Bitcoin’s supply cadence just showed a subtle but important shift. In its latest report, VanEck highlights two concurrent signals: long‑term holders have eased their pace of distribution, and miner selling has remained broadly unchanged even as profitability slipped. Taken together, that combination often tilts market structure in a healthier direction.

I focus on one thing here: the quality of supply. When the cohort with the deepest cost basis and longest time horizon stops accelerating sales while miners refuse to panic despite thinner margins, it suggests incremental sell pressure is not intensifying. That doesn’t guarantee upside, but it reduces the odds of forced supply overwhelming the bid.

Why this mix matters: - Long‑term holder behavior is the heartbeat of Bitcoin’s reflexivity. When these addresses slow distribution, it typically reflects stronger conviction, better balance‑sheet tolerance, or simple exhaustion of motivated sellers. The market reads that as a soft floor for circulating supply. - Miners face real‑time margin pressure. VanEck notes that miner selling stayed steady even as profitability declined. If they haven’t ramped up coin distribution under stress, it implies disciplined treasury practices—hedging, cost controls, or access to non‑dilutive liquidity—rather than scrambling for fiat at any price. That steadiness keeps the daily supply trickle more predictable.

Technological and operational angle: - Efficiency gains (newer ASICs, smarter firmware, dynamic power management) give miners more levers before resorting to heavier selling. A flat sell pattern during a profit squeeze hints that operators are optimizing load, curtailing tactically, or monetizing demand response programs to protect their coin inventories. - The network tends to self‑correct through difficulty adjustments, but that mechanism lags. A steady sell rate today suggests miners believe near‑term adjustments, or their own cost optimizations, can bridge the margin gap.
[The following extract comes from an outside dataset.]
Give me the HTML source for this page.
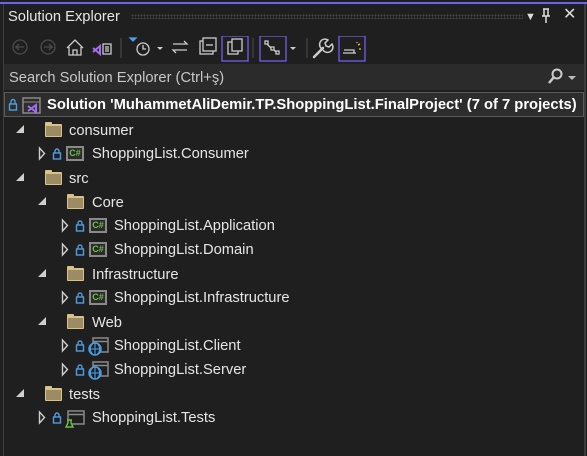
<!DOCTYPE html>
<html><head><meta charset="utf-8"><style>
*{margin:0;padding:0;box-sizing:border-box}
body{width:587px;height:456px;background:#1f1f1f;font-family:"Segoe UI","Liberation Sans",sans-serif;color:#e6e6e6;position:relative;overflow:hidden;font-size:14.7px}
.a{position:absolute}
.t{position:absolute;white-space:nowrap;font-size:14.7px;line-height:18px}
.ex{position:absolute;width:0;height:0}
.open{border-left:8px solid transparent;border-bottom:8px solid #cfcfcf}
.fold{position:absolute;width:17px;height:13px;background:#d9c18a;border-radius:1px}
.fold:before{content:"";position:absolute;left:0;top:-2px;width:7px;height:3px;background:#d9c18a;border-radius:1px 1px 0 0}
.fold:after{content:"";position:absolute;left:1px;top:2px;width:15px;height:10px;background:#9d8b63}
.cs{position:absolute;width:18px;height:15px;border:2px solid #8a8a8a;background:#2a2a2a;color:#6cc04a;font:bold 9px "Liberation Sans",sans-serif;line-height:11px;text-align:center}
</style></head><body>
<div class="a" style="left:0;top:2px;width:587px;height:2px;background:#7160e8"></div>
<div class="a" style="left:3px;top:4px;width:1px;height:452px;background:#3c3c3c"></div>
<div class="a" style="left:584px;top:4px;width:2px;height:452px;background:#3c3c3c"></div>
<div class="t" style="left:8px;top:8px">Solution Explorer</div>
<div class="a" style="left:131px;top:14px;width:392px;height:5px;background-image:radial-gradient(#444 0.8px,transparent 0.9px);background-size:3px 3px"></div>
<div class="t" style="left:525px;top:8px;font-size:11px;color:#ddd">▼</div>
<svg class="a" style="left:540px;top:8px" width="12" height="16" fill="none" stroke="#ddd" stroke-width="1.5"><path d="M3 1h6 M4 1v7h4V1 M2 8h8 M6 8v7"/></svg>
<div class="t" style="left:563px;top:6px;font-size:16px;color:#ddd">✕</div>
<svg class="a" style="left:10px;top:36px" width="360" height="26" viewBox="0 0 360 26" fill="none" stroke-width="1.3">
<circle cx="10" cy="11" r="7" stroke="#4a4a4a"/><path d="M14 11h-8 l3-3 M6 11l3 3" stroke="#4a4a4a"/>
<circle cx="38" cy="11" r="7" stroke="#4a4a4a"/><path d="M34 11h8 l-3-3 M42 11l-3 3" stroke="#4a4a4a"/>
<path d="M57 12 L65 4 L73 12 M59 11 V19 H71 V11 M63 19 V14 H67 V19" stroke="#ccc"/>
<path d="M93 8 h8 v10 h-8z M95 11h4 M95 13h4 M95 15h4" stroke="#ccc"/>
<path d="M83 12 L90 18 L90 10 L83 16" stroke="#a26ef0" stroke-width="2"/>
<line x1="111" y1="2" x2="111" y2="22" stroke="#444"/>
<path d="M120 2 h6 l-3 3z" fill="#4aa0e8" stroke="#4aa0e8"/>
<circle cx="133" cy="13" r="6" stroke="#ccc"/><path d="M133 9v4h3" stroke="#ccc"/>
<path d="M147 11 l3 3 l3 -3z" fill="#ccc" stroke="none"/>
<path d="M163 8h14 l-3 -3 M177 14h-14 l3 3" stroke="#ccc"/>
<rect x="190" y="5" width="13" height="13" stroke="#ccc"/><rect x="193" y="2" width="13" height="13" stroke="#ccc" fill="#1f1f1f"/><path d="M196 9h7" stroke="#ccc"/>
<rect x="212" y="0" width="26" height="25" stroke="#7160e8"/>
<rect x="218" y="6" width="10" height="12" stroke="#ccc"/><rect x="222" y="3" width="10" height="12" stroke="#ccc" fill="#1f1f1f"/>
<line x1="243" y1="2" x2="243" y2="22" stroke="#444"/>
<rect x="250" y="0" width="26" height="25" stroke="#7160e8"/>
<path d="M255 5h3v3h-3z M261 11h3v3h-3z M266 15h3v3h-3z M257 8l4 4 M264 14l2 2" stroke="#ccc"/>
<path d="M280 11 l3 3 l3 -3z" fill="#ccc" stroke="none"/>
<line x1="297" y1="2" x2="297" y2="22" stroke="#444"/>
<path d="M304 21 L313 12" stroke="#ccc" stroke-width="2.5" stroke-linecap="round"/>
<path d="M312 13 a5 5 0 0 1 6-9 l-3 3 1 3 3 1 3-3 a5 5 0 0 1 -9 6" stroke="#ccc" stroke-width="1.5"/>
<rect x="329" y="0" width="26" height="25" stroke="#7160e8"/>
<path d="M333 17h13 M334 14h10v3" stroke="#ccc"/>
<path d="M348 9l2-1 M349 13h2 M347 6v1" stroke="#e8c060"/>
</svg>
<div class="a" style="left:4px;top:64px;width:580px;height:26px;background:#2b2b2b"></div>
<div class="t" style="left:9px;top:69px;color:#c8c8c8">Search Solution Explorer (Ctrl+ş)</div>
<svg class="a" style="left:548px;top:68px" width="34" height="18" fill="none"><circle cx="9" cy="6" r="4.5" stroke="#ccc" stroke-width="2"/><path d="M6 9 L1 15" stroke="#ccc" stroke-width="2.5"/><path d="M20 8 l4 4 l4-4z" fill="#bbb"/></svg>
<div class="a" style="left:4px;top:92px;width:580px;height:25px;background:#2d2d2d;border:1px solid #5a5a5a"></div>
<svg class="a" style="left:8px;top:97px" width="34" height="18" fill="none"><rect x="1.5" y="7" width="7" height="6" stroke="#4d9de0" stroke-width="1.4"/><path d="M3 7 V4.5 a2 2 0 0 1 4 0 V7" stroke="#4d9de0" stroke-width="1.4"/><rect x="15" y="1" width="17" height="15" stroke="#8a8a8a" stroke-width="1.5"/><path d="M15 5h17" stroke="#8a8a8a"/><path d="M20 9l8 6v-7l-8 6" stroke="#a26ef0" stroke-width="2"/></svg>
<div class="t" style="left:47px;top:96px;font-weight:bold;color:#fff;font-size:14.75px">Solution 'MuhammetAliDemir.TP.ShoppingList.FinalProject' (7 of 7 projects)</div>

<div class="ex open a" style="left:16px;top:125px"></div><div class="fold" style="left:45px;top:124px"></div><div class="t" style="left:69px;top:122px">consumer</div>
<div class="ex open a" style="left:16px;top:173px"></div><div class="fold" style="left:45px;top:172px"></div><div class="t" style="left:69px;top:170px">src</div>
<div class="ex open a" style="left:38px;top:197px"></div><div class="fold" style="left:67px;top:196px"></div><div class="t" style="left:92px;top:194px">Core</div>
<div class="ex open a" style="left:38px;top:269px"></div><div class="fold" style="left:67px;top:268px"></div><div class="t" style="left:92px;top:266px">Infrastructure</div>
<div class="ex open a" style="left:38px;top:317px"></div><div class="fold" style="left:67px;top:316px"></div><div class="t" style="left:92px;top:314px">Web</div>
<div class="ex open a" style="left:16px;top:389px"></div><div class="fold" style="left:45px;top:388px"></div><div class="t" style="left:69px;top:386px">tests</div>

<svg class="a" style="left:0;top:0" width="120" height="456" fill="none" stroke-width="1.4">
<g stroke="#cfcfcf"><path d="M39.5 148v11l5-5.5z"/><path d="M62.5 220v11l5-5.5z"/><path d="M62.5 244v11l5-5.5z"/><path d="M62.5 292v11l5-5.5z"/><path d="M62.5 340v11l5-5.5z"/><path d="M62.5 364v11l5-5.5z"/><path d="M39.5 412v11l5-5.5z"/></g>
<g stroke="#4d9de0">
<g transform="translate(53,149)"><rect x="0.5" y="4" width="7" height="6"/><path d="M2 4V2a2 2 0 0 1 4 0v2"/></g>
<g transform="translate(76,221)"><rect x="0.5" y="4" width="7" height="6"/><path d="M2 4V2a2 2 0 0 1 4 0v2"/></g>
<g transform="translate(76,245)"><rect x="0.5" y="4" width="7" height="6"/><path d="M2 4V2a2 2 0 0 1 4 0v2"/></g>
<g transform="translate(76,293)"><rect x="0.5" y="4" width="7" height="6"/><path d="M2 4V2a2 2 0 0 1 4 0v2"/></g>
<g transform="translate(76,341)"><rect x="0.5" y="4" width="7" height="6"/><path d="M2 4V2a2 2 0 0 1 4 0v2"/></g>
<g transform="translate(76,365)"><rect x="0.5" y="4" width="7" height="6"/><path d="M2 4V2a2 2 0 0 1 4 0v2"/></g>
<g transform="translate(53,413)"><rect x="0.5" y="4" width="7" height="6"/><path d="M2 4V2a2 2 0 0 1 4 0v2"/></g>
</g>
<g transform="translate(88,336)"><rect x="5" y="2" width="15" height="14" stroke="#8a8a8a" stroke-width="1.5" fill="#1f1f1f"/><path d="M5 5.5h15" stroke="#8a8a8a" stroke-width="1.5"/><circle cx="7" cy="13" r="6" fill="#1f1f1f" stroke="#4d9de0" stroke-width="1.5"/><path d="M1 13h12 M7 7v12 M4.5 8a7 7 0 0 0 0 10 M9.5 8a7 7 0 0 1 0 10" stroke="#4d9de0" stroke-width="1.1"/></g>
<g transform="translate(88,360)"><rect x="5" y="2" width="15" height="14" stroke="#8a8a8a" stroke-width="1.5" fill="#1f1f1f"/><path d="M5 5.5h15" stroke="#8a8a8a" stroke-width="1.5"/><circle cx="7" cy="13" r="6" fill="#1f1f1f" stroke="#4d9de0" stroke-width="1.5"/><path d="M1 13h12 M7 7v12 M4.5 8a7 7 0 0 0 0 10 M9.5 8a7 7 0 0 1 0 10" stroke="#4d9de0" stroke-width="1.1"/></g>
<g transform="translate(65,408)"><rect x="3" y="3" width="16" height="13" stroke="#8a8a8a" stroke-width="1.5"/><path d="M3 6.5h16" stroke="#8a8a8a" stroke-width="1.5"/><path d="M2 12h5 M3 12v3l-2 4h7l-2-4v-3" fill="#1f1f1f" stroke="#6cc04a" stroke-width="1.4"/></g>
</svg>
<div class="cs" style="left:66px;top:146px">C#</div><div class="t" style="left:92px;top:145px">ShoppingList.Consumer</div>
<div class="cs" style="left:89px;top:218px">C#</div><div class="t" style="left:114px;top:217px">ShoppingList.Application</div>
<div class="cs" style="left:89px;top:242px">C#</div><div class="t" style="left:114px;top:241px">ShoppingList.Domain</div>
<div class="cs" style="left:89px;top:290px">C#</div><div class="t" style="left:114px;top:289px">ShoppingList.Infrastructure</div>
<div class="t" style="left:114px;top:337px">ShoppingList.Client</div>
<div class="t" style="left:114px;top:361px">ShoppingList.Server</div>
<div class="t" style="left:92px;top:409px">ShoppingList.Tests</div>
</body></html>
Psychological and liquidity dynamics: - Slow LTH distribution reduces the “overhang narrative.” Traders often step back when they fear a wave of legacy supply. When that fear fades, marginal demand doesn’t need to fight a constant headwind, improving order book resiliency and lowering slippage on the bid. - Consistent miner flows are easier for market makers to model. Volatility frequently spikes when expected sell patterns break. Stability breeds tighter spreads and deeper resting liquidity.

Business strategy tells: - If profitability is down but sales aren’t up, treasurers may be relying on pre‑hedged energy, fixed‑price power contracts, or short‑dated BTC derivatives to smooth cash flows. That financial discipline reduces pro‑cyclical dumping. - Access to credit, equipment financing, or equity capital can also cushion opex without liquidating BTC at unfavorable levels. It’s not risk‑free, but it limits supply shocks.

Ethical and governance considerations: - Transparent reporting—both from miners on treasury actions and from research desks standardizing metrics—helps level the field. Clearer data tempers rumor‑driven drawdowns and anchors expectations around supply. - Still, investors should avoid overfitting short windows. “Steady” today can change quickly if margins compress further or if lenders tighten terms.

What I’m watching next: - Miner reserve trends and realized price cohorts to confirm that LTH easing isn’t a temporary blip. - Hashrate and difficulty adjustments for signs of stress migration from public miners to smaller operators. - Basis and funding rates to gauge whether improved supply quality is being met by organic spot demand or just levered enthusiasm.

VanEck’s read—that slower long‑term holder selling alongside steady miner distribution could be constructive—aligns with how durable uptrends tend to start: not with fireworks, but with the quiet disappearance of aggressive supply. If this behavior persists, it sets a cleaner stage for demand to do the heavy lifting.